Locate the word "React" in the material, then show every line that holds it.

MATERIAL:
───
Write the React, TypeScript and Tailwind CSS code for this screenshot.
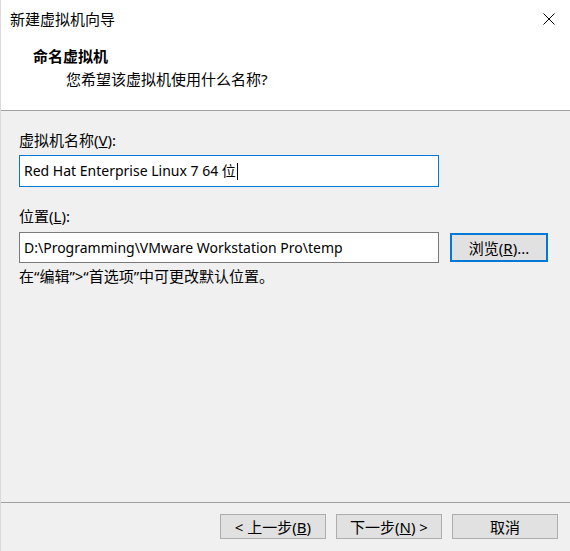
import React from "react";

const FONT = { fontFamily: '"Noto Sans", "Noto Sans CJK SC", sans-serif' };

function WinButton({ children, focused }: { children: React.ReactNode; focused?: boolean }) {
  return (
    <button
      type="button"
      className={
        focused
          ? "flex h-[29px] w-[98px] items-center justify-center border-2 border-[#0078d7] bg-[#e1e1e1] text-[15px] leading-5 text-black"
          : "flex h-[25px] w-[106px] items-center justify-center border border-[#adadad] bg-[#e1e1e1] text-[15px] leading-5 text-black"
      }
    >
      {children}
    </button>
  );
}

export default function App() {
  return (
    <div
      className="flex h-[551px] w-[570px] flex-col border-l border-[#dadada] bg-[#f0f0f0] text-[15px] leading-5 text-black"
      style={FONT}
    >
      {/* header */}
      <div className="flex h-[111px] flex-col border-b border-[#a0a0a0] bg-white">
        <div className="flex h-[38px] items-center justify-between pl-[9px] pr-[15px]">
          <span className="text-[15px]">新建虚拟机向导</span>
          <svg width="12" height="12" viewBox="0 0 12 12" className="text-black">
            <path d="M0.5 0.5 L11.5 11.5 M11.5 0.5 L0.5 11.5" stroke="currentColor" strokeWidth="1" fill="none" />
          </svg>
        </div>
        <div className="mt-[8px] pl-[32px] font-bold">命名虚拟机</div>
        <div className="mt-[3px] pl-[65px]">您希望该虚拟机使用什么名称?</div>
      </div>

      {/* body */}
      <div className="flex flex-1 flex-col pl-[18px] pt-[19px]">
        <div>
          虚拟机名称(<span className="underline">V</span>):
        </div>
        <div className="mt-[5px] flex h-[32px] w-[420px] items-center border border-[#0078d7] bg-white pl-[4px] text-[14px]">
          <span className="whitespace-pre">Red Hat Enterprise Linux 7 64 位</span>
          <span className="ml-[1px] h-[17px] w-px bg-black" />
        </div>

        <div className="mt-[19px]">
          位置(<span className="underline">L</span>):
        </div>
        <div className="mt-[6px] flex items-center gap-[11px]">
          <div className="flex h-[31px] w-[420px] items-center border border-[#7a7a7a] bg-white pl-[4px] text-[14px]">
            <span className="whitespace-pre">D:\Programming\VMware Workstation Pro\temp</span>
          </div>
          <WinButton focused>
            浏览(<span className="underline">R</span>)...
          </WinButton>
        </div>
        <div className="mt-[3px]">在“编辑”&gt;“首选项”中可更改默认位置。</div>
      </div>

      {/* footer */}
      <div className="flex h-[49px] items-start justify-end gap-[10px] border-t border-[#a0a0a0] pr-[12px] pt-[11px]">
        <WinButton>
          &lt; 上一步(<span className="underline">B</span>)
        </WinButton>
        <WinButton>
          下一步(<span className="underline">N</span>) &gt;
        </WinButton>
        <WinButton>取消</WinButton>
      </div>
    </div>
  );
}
───
FINAL ANSWER:
Write the React, TypeScript and Tailwind CSS code for this screenshot.
import React from "react";
function WinButton({ children, focused }: { children: React.ReactNode; focused?: boolean }) {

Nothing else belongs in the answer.